The Nineteenth Amendment also did not apply to women in U.S. territories. In Puerto Rico, for example, the territorial legislature granted the right to vote to literate women only in 1929; all other women had to wait another six years to gain suffrage.

'Votes for WHITE women!': A 1913 newspaper cartoon showing a white suffragist turning away a Black woman at a suffragist march.
"Votes for WHITE women!" A 1913 newspaper cartoon showing a white suffragist turning away a Black woman at a suffragist march.

In the South, meanwhile, poll taxes, residency requirements, literacy tests, and intimidation that had already been in place for years restricted African American women’s ability to vote. Mexican American women faced similar hurdles.

Although an act by Congress in 1924 recognized all Native Americans born in the U.S. as citizens, Native American women (as well as Native American men) continued to encounter obstacles to suffrage for decades.
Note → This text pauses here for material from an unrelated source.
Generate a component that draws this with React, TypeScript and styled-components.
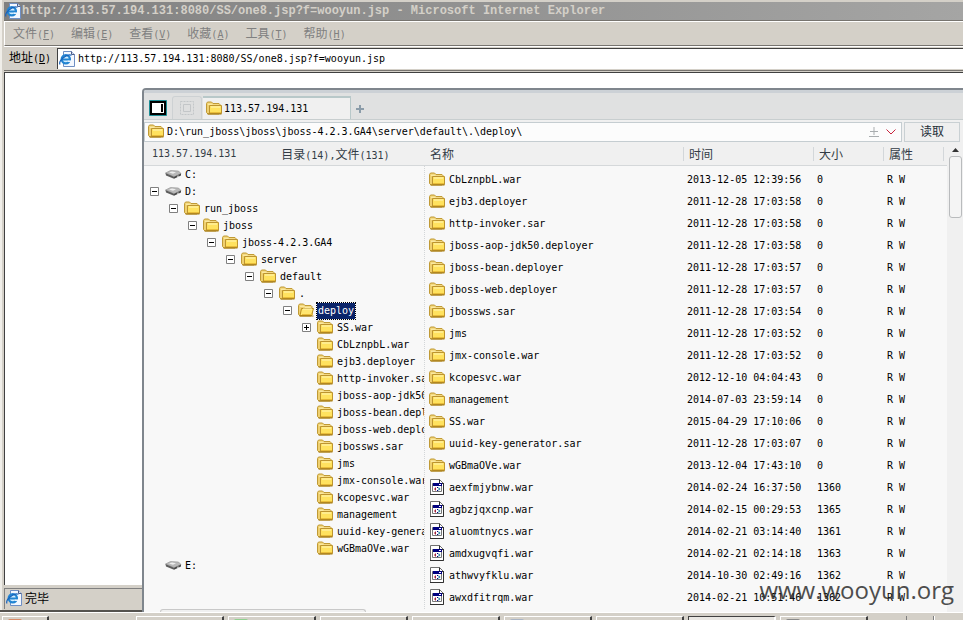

Also, immigration and naturalization restrictions ultimately meant that many women of Asian descent could not vote until the mid-twentieth century.

The Voting Rights Act of 1965, along with subsequent extensions of the legislation, enabled access to the ballot box that the Fifteenth and Nineteenth Amendments failed to provide.

A century after ratification, women are running for political office at higher numbers than ever before. The midterm elections of 2018 ushered in a record number of women in Congress, yet women still fill less than a quarter of the seats of the 116th Congress. Additionally, the United States has yet to elect a woman to serve as President, although several have run for the highest office in the land.

Ultimately, the ratification of the Nineteenth Amendment was not a laudatory ending point, nor or even a beginning point, in the history of women’s political engagement. Years before ratification, women lobbied and organized; some even had the chance to vote and did so. As a century after ratification has shown, access to the ballot box has been uneven, and there is still a long way to go in terms of representation in political office.